I understand that it must suck to be Israel. That’s a hell of a place to be Jewish. Of course, at this point, I think at least a large part of the area’s hatred of Israel comes from the country being an asshole and a bully. But that’s understandable. If I lived there, I’d have to be properly medicated—high doses of Valium. Otherwise, I’d be basket case.
But I really don’t understand the last two days. Egypt brokered a ceasefire two days ago. Everything seemed to be going well. And then Israel launched an attack that killed more Palestinians in Gaza than all the Israelis killed by projectiles from Gaza in the past three years. And what coverage are we getting about the situation here in the United States?
Most of it could be taken right from Elliott Abrams at the Council on Foreign Relations, Why Did Hamas Provoke a Conflict?
But that’s not what Abrams wrote earlier this week before the ceasefire. He wrote this today. Note that everything he writes is true. He just fails to mention anything that Israel has done wrong. You know, little things, like breaking the ceasefire and killing a bunch of people. And as always, he makes a very big deal of the mostly impotent rockets from Palestine.
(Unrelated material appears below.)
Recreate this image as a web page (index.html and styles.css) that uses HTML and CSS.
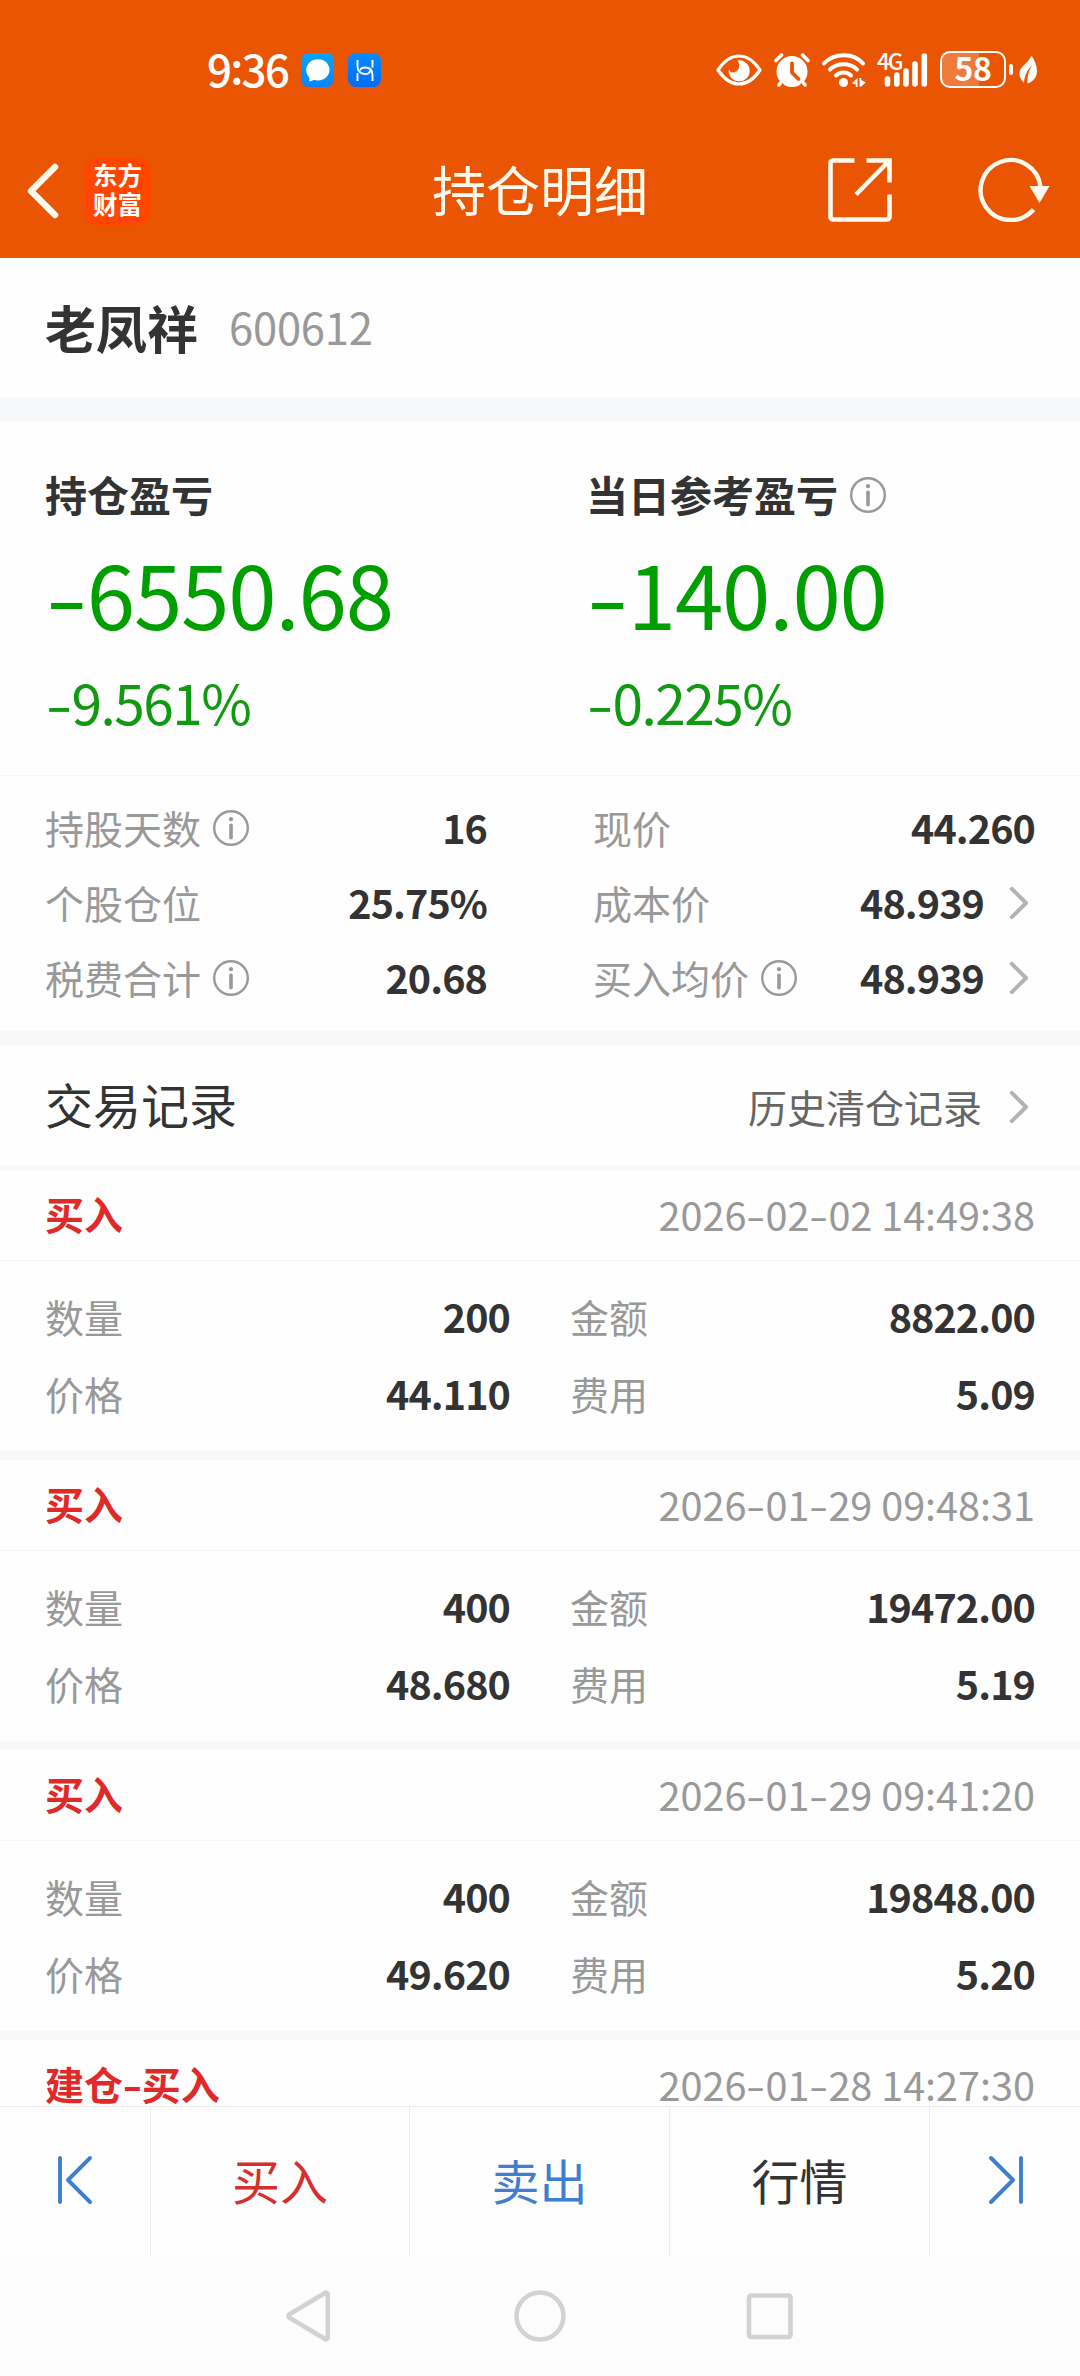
FILE: index.html
```html
<!DOCTYPE html>
<html lang="zh-CN">
<head>
<meta charset="utf-8">
<title>持仓明细</title>
<link rel="stylesheet" href="styles.css">
</head>
<body>
<svg class="defs" aria-hidden="true">
  <symbol id="info" viewBox="0 0 36 36"><circle cx="18" cy="18" r="16.8" fill="none" stroke="currentColor" stroke-width="2.4"/><circle cx="18" cy="9.2" r="2.1" fill="currentColor"/><path d="M18 15.3v12.4" stroke="currentColor" stroke-width="3.6" stroke-linecap="round"/></symbol>
  <symbol id="chevron" viewBox="0 0 20 34"><path d="M2.8 2.8 17 17 2.8 31.2" fill="none" stroke="currentColor" stroke-width="4" stroke-linecap="round" stroke-linejoin="round"/></symbol>
</svg>
<div class="screen">
  <header class="header">
    <div class="status">
      <div class="status-left">
        <span class="clock">9<span class="colon">:</span>36</span>
        <svg class="app-badge" viewBox="0 0 33 34"><defs><linearGradient id="g1" x1="0" y1="0" x2="0" y2="1"><stop offset="0" stop-color="#08a4ff"/><stop offset="1" stop-color="#0685ff"/></linearGradient></defs><rect width="33" height="34" rx="7.5" fill="url(#g1)"/><path d="M17 6.200c6.600 0 11.500 4.600 11.500 10.600S23.600 27.500 17 27.500c-1.600 0-3-.3-4.300-.8-1.400 1-3 1.500-4.700 1.500.5-1.300.6-2.600.2-3.900C6.300 22.500 5.200 19.900 5.200 17 5.200 10.800 10.400 6.200 17 6.200z" fill="#fff"/></svg>
        <svg class="app-badge second" viewBox="0 0 33 34"><defs><linearGradient id="g2" x1="0" y1="0" x2="0" y2="1"><stop offset="0" stop-color="#068cff"/><stop offset="1" stop-color="#006cf8"/></linearGradient></defs><rect width="33" height="34" rx="7.500" fill="url(#g2)"/><path d="M9.500 7v6c0 5 3 8 7.500 8 3 0 5-1.300 5-3.500M24.500 28v-6c0-5-3-7.500-7.500-7.500-3 0-5 1-4.500 3M24.500 7v7.500M9.500 28v-8" fill="none" stroke="#fff" stroke-width="1.900"/></svg>
      </div>
      <div class="status-right">
        <svg class="eye" viewBox="0 0 46 32" width="46" height="32"><path d="M2 16C8 7 15 2 23 2s15 5 21 14c-6 9-13 14-21 14S8 25 2 16z" fill="none" stroke="#fff" stroke-width="3.200" stroke-linejoin="round"/><path d="M21.500 6.500a10.500 10.500 0 1 1-8.500 8c0 2.800 2 4.300 4.300 4 3-.4 5.700-3 5.900-6.500.1-2.300-.4-4-1.700-5.500z" fill="#fff"/></svg>
        <svg class="alarm" viewBox="0 0 36 34" width="36" height="34"><circle cx="18" cy="18.500" r="15.500" fill="#fff"/><path d="M2 7.500 7.500 2M34 7.500 28.500 2M7 29l-2 3M29 29l2 3" stroke="#ea5504" stroke-width="7"/><path d="M2 7.500 7.500 2M34 7.500 28.500 2M8 28l-3 4M28 28l3 4" stroke="#fff" stroke-width="3.600" stroke-linecap="round"/><path d="M18 10.500v9l6.500 6.500" fill="none" stroke="#ea5504" stroke-width="3.800" stroke-linecap="round"/></svg>
        <svg class="wifi" viewBox="0 0 46 34" width="46" height="34"><g fill="none" stroke="#fff" stroke-width="4" stroke-linecap="round"><path d="M3 10.500C13-.5 33-.5 42 10.500"/><path d="M9 16.500c7-7 20-7 27 0"/><path d="M15 22.500c4-4 11-4 15 0"/></g><circle cx="22.500" cy="29.500" r="4.500" fill="#fff"/><path d="M36.500 25v9h-1.700v-2.500l-4-1.300zM38.500 25h1.700v2l4.600 2.500-4.600 4h-1.700z" fill="#fff"/></svg>
        <div class="signal">
          <span class="gen">4G</span>
          <svg viewBox="0 0 44 34" width="44" height="34"><path d="M3.500 26v5M12.800 22v9M22 18v13M31 11v20M40.300 3v28" stroke="#fff" stroke-width="5.600" stroke-linecap="round"/></svg>
        </div>
        <div class="battery"><span>58</span></div>
        <i class="battery-tip"></i>
        <svg class="leaf" viewBox="0 0 18 30" width="18" height="30"><path d="M12.500.5C16 6 18 11 18 16c0 6-3.500 10.500-9.500 12.500C8 22 9.500 16 13 10 8 15 5.500 21 5 27.500 2 25.500.3 22 .5 18 .8 11 9 9 12.500.5z" fill="#fff"/></svg>
      </div>
    </div>
    <div class="navbar">
      <svg class="back" viewBox="0 0 34 56" width="34" height="56"><path d="M29 4 5 28l24 24" fill="none" stroke="#fffaf0" stroke-width="6.500" stroke-linecap="round" stroke-linejoin="round"/></svg>
      <div class="brand">东方<br>财富</div>
      <h1 class="title">持仓明细</h1>
      <svg class="share" viewBox="0 0 64 64" width="64" height="64"><path d="M26.500 2.500H5a2.500 2.500 0 0 0-2.500 2.500v54A2.500 2.500 0 0 0 5 61.500h54a2.500 2.500 0 0 0 2.500-2.500V36.500M38.500 2.500h23v22M61 3 28 36.500" fill="none" stroke="#fffaf0" stroke-width="4.600"/></svg>
      <svg class="refresh" viewBox="0 0 72 66" width="72" height="66"><path d="M55.500 53.500A30 30 0 1 1 62.500 31" fill="none" stroke="#fffaf0" stroke-width="4.400"/><path d="M51.500 30h20l-10 17z" fill="#fffaf0"/></svg>
    </div>
  </header>

  <main class="content">
    <section class="stock"><h2>老凤祥</h2><span class="code">600612</span></section>

    <section class="profit">
      <div class="profit-cell">
        <h3>持仓盈亏</h3>
        <p class="amount"><span class="dash">-</span>6550.68</p>
        <p class="rate"><span class="dash">-</span>9.561%</p>
      </div>
      <div class="profit-cell">
        <h3>当日参考盈亏<svg class="info"><use href="#info"/></svg></h3>
        <p class="amount"><span class="dash">-</span>140.00</p>
        <p class="rate"><span class="dash">-</span>0.225%</p>
      </div>
    </section>

    <section class="stats">
      <div class="stat"><span class="label">持股天数</span><svg class="info"><use href="#info"/></svg><b>16</b></div>
      <div class="stat"><span class="label">现价</span><b>44.260</b></div>
      <div class="stat"><span class="label">个股仓位</span><b>25.75%</b></div>
      <div class="stat"><span class="label">成本价</span><b>48.939</b><svg class="chevron"><use href="#chevron"/></svg></div>
      <div class="stat"><span class="label">税费合计</span><svg class="info"><use href="#info"/></svg><b>20.68</b></div>
      <div class="stat"><span class="label">买入均价</span><svg class="info"><use href="#info"/></svg><b>48.939</b><svg class="chevron"><use href="#chevron"/></svg></div>
    </section>

    <section class="records-head"><h2>交易记录</h2><span class="history">历史清仓记录</span><svg class="chevron"><use href="#chevron"/></svg></section>

    <article class="record">
      <div class="record-head"><b>买入</b><time>2026<span class="dash">-</span>02<span class="dash">-</span>02 14:49:38</time></div>
      <div class="record-body">
        <div class="stat"><span class="label">数量</span><b>200</b></div>
        <div class="stat"><span class="label">金额</span><b>8822.00</b></div>
        <div class="stat"><span class="label">价格</span><b>44.110</b></div>
        <div class="stat"><span class="label">费用</span><b>5.09</b></div>
      </div>
    </article>
    <article class="record">
      <div class="record-head"><b>买入</b><time>2026<span class="dash">-</span>01<span class="dash">-</span>29 09:48:31</time></div>
      <div class="record-body">
        <div class="stat"><span class="label">数量</span><b>400</b></div>
        <div class="stat"><span class="label">金额</span><b>19472.00</b></div>
        <div class="stat"><span class="label">价格</span><b>48.680</b></div>
        <div class="stat"><span class="label">费用</span><b>5.19</b></div>
      </div>
    </article>
    <article class="record">
      <div class="record-head"><b>买入</b><time>2026<span class="dash">-</span>01<span class="dash">-</span>29 09:41:20</time></div>
      <div class="record-body">
        <div class="stat"><span class="label">数量</span><b>400</b></div>
        <div class="stat"><span class="label">金额</span><b>19848.00</b></div>
        <div class="stat"><span class="label">价格</span><b>49.620</b></div>
        <div class="stat"><span class="label">费用</span><b>5.20</b></div>
      </div>
    </article>
    <article class="record">
      <div class="record-head"><b>建仓<span class="dash">-</span>买入</b><time>2026<span class="dash">-</span>01<span class="dash">-</span>28 14:27:30</time></div>
    </article>
  </main>

  <footer class="actions">
    <div class="action blue"><svg viewBox="0 0 36 50" width="36" height="50"><path d="M3 3v44M33 3 11 25l22 22" fill="none" stroke="currentColor" stroke-width="3.900" stroke-linecap="round" stroke-linejoin="round"/></svg></div>
    <div class="action text red">买入</div>
    <div class="action text blue">卖出</div>
    <div class="action text">行情</div>
    <div class="action blue"><svg viewBox="0 0 36 50" width="36" height="50"><path d="M33 3v44M3 3l22 22L3 47" fill="none" stroke="currentColor" stroke-width="3.900" stroke-linecap="round" stroke-linejoin="round"/></svg></div>
  </footer>
  <nav class="system-nav">
    <svg viewBox="0 0 52 52" width="52" height="52"><path d="M41 3 5.500 24.200a2 2 0 0 0 0 3.600L41 49a1.800 1.800 0 0 0 2.800-1.500v-43A1.800 1.800 0 0 0 41 3z"/></svg>
    <svg viewBox="0 0 52 52" width="52" height="52"><circle cx="26" cy="26" r="23.500"/></svg>
    <svg viewBox="0 0 52 52" width="52" height="52"><rect x="5" y="5.500" width="41.500" height="41.500" rx="2"/></svg>
  </nav>
</div>
</body>
</html>
```
FILE: styles.css
```css
* { box-sizing: border-box; margin: 0; padding: 0; }
body { background: #fefefe; color: #333; font-family: "Noto Sans CJK SC", "Noto Sans", sans-serif; }
h1, h2, h3 { font-weight: 400; }
svg { display: block; flex: none; }
.defs { display: none; }
.screen { width: 1080px; height: 2376px; display: flex; flex-direction: column; overflow: hidden; }

.header { height: 258px; flex: none; background: #ea5504; color: #fff; }
.status { height: 124px; padding: 15px 43px 0 207px; display: flex; align-items: center; justify-content: space-between; }
.status-left, .status-right { display: flex; align-items: center; }
.clock { width: 94px; font-size: 44px; font-weight: 500; line-height: 50px; padding-bottom: 4px; letter-spacing: -1.800px; white-space: nowrap; }
.clock .colon { position: relative; top: -3px; }
.app-badge { width: 33px; height: 34px; }
.app-badge.second { margin-left: 14px; }
.alarm { margin-left: 12px; }
.wifi { margin-left: 11px; }
.signal { position: relative; width: 51px; margin-left: 10px; padding-left: 7px; }
.gen { position: absolute; left: 0; top: -3px; font-size: 22.500px; font-weight: 500; line-height: 20px; letter-spacing: -2px; }
.battery { width: 66px; height: 37px; margin-left: 12px; border: 2.500px solid #fff; border-radius: 10px; background: linear-gradient(90deg, rgba(255,255,255,.22) 60%, transparent 60%); font-size: 32px; font-weight: 700; line-height: 29px; text-align: center; letter-spacing: -.5px; }
.battery-tip { width: 4px; height: 11px; margin-left: 3px; border-radius: 2px; background: #fff; }
.leaf { margin-left: 6px; }

.navbar { height: 134px; display: flex; align-items: center; padding: 0 30px 0 26px; }
.brand { width: 67px; height: 67px; margin-left: 24px; padding-top: 2px; border-radius: 13px; background: #ff4600; font-size: 24.500px; font-weight: 700; line-height: 29px; text-align: center; }
.title { margin-left: 281px; font-size: 54px; line-height: 80px; padding-bottom: 4px; color: #fffaf0; }
.share { margin: 0 0 2px 180px; }
.refresh { margin: 0 0 4px auto; }

.content { flex: none; height: 1848px; overflow: hidden; }
.stock { height: 164px; padding: 0 45px 3px; display: flex; align-items: center; border-bottom: 24px solid #f6f8fa; }
.stock h2 { font-size: 51px; font-weight: 700; }
.code { margin-left: 31px; font-size: 43.500px; letter-spacing: -.2px; color: #999; }

.info { width: 36px; height: 36px; margin: 2px 0 0 12px; color: #999; }
.chevron { width: 20px; height: 34px; margin: 2px 6px 0 25px; color: #b3b3b3; }
.dash { display: inline-block; width: .48em; text-align: center; transform: scaleX(1.4); }

.profit { height: 354px; padding: 42px 45px 0; display: grid; grid-template-columns: 541px 1fr; border-bottom: 1px solid #f4f5f7; }
.profit h3 { display: flex; align-items: center; font-size: 42px; font-weight: 700; line-height: 60px; }
.amount { margin-top: 18px; font-size: 87px; line-height: 100px; color: #009f00; letter-spacing: -1.100px; }
.rate { margin-top: 29px; font-size: 55px; line-height: 60px; color: #119911; letter-spacing: -1.500px; }

.stats { height: 270px; padding: 13px 45px 0; display: grid; grid-template-columns: 442px 442px; grid-auto-rows: 75px; justify-content: space-between; border-bottom: 15px solid #f6f8fa; }
.stat { display: flex; align-items: center; }
.stat .label { font-size: 39px; color: #999; }
.stat b { margin-left: auto; font-size: 39.500px; letter-spacing: -.9px; }

.records-head { height: 124px; padding: 0 45px; display: flex; align-items: center; border-bottom: 4px solid #f6f8fa; }
.records-head h2 { font-size: 48px; padding-bottom: 6px; margin-right: auto; }
.history { font-size: 39px; color: #666; }
.history + .chevron { margin-left: 27px; }

.record { border-bottom: 9px solid #f6f8fa; }
.record-head { height: 91px; padding: 0 45px 4px; display: flex; align-items: center; justify-content: space-between; border-bottom: 1px solid #f4f5f7; }
.record-head b { font-size: 39px; color: #e02a2a; }
.record-head time { font-size: 39.600px; color: #999; }
.record-body { height: 190px; padding: 16px 45px 0; display: grid; grid-template-columns: 465px 465px; justify-content: space-between; grid-auto-rows: 77px; }

.actions { height: 150px; flex: none; display: grid; grid-template-columns: 151px 259px 260px 260px 150px; border-top: 1px solid #ececec; }
.action { display: flex; align-items: center; justify-content: center; font-size: 48px; padding-bottom: 3px; border-right: 1px solid #ececec; }
.action.text { padding-bottom: 6px; }
.action:last-child { border-right: 0; padding-left: 2px; }
.red { color: #d62f2f; }
.blue { color: #3f7fcf; }

.system-nav { height: 120px; flex: none; background: #fcfcfc; display: flex; justify-content: center; align-items: center; gap: 178px; }
.system-nav svg { fill: none; stroke: #d2d2d2; stroke-width: 4.600; }
```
I admit that I don’t understand what is going on. It is hard to sort through all the conflicting information. It certainly seems that Israel has done something very bad, but I’m sure they have their reasons. The problem is that most of our media just follow the Elliott Abrams line that Israel is always right and Palestine is always wrong. And as a result, we never get anywhere near the truth.
Afterword
It is interesting to compare Abrams bit of agitprop with The Daily Beast article by Yousef Munayyer. Munayyer seems to be every bit as much of partisan as Abrams but he presents the conflict between two groups of people with conflicting desires. Abrams presents it as a conflict between good and evil. My internal sense of drama tells me that I have to side with Munayyer. I think there’s a general rule here: when someone presents a conflict as clear cut, he is lying.
Munayyer ends the article:
With Israeli elections around the corner, the right-wing Israeli government chose the counter-productive path of escalation even though civilians would pay the price and their domestic opposition rallied behind them.
Trading bodies for ballots is an equation Israeli leaders are happy to be engaged in, especially since all the ballots are Israeli and the bodies are almost always Palestinian.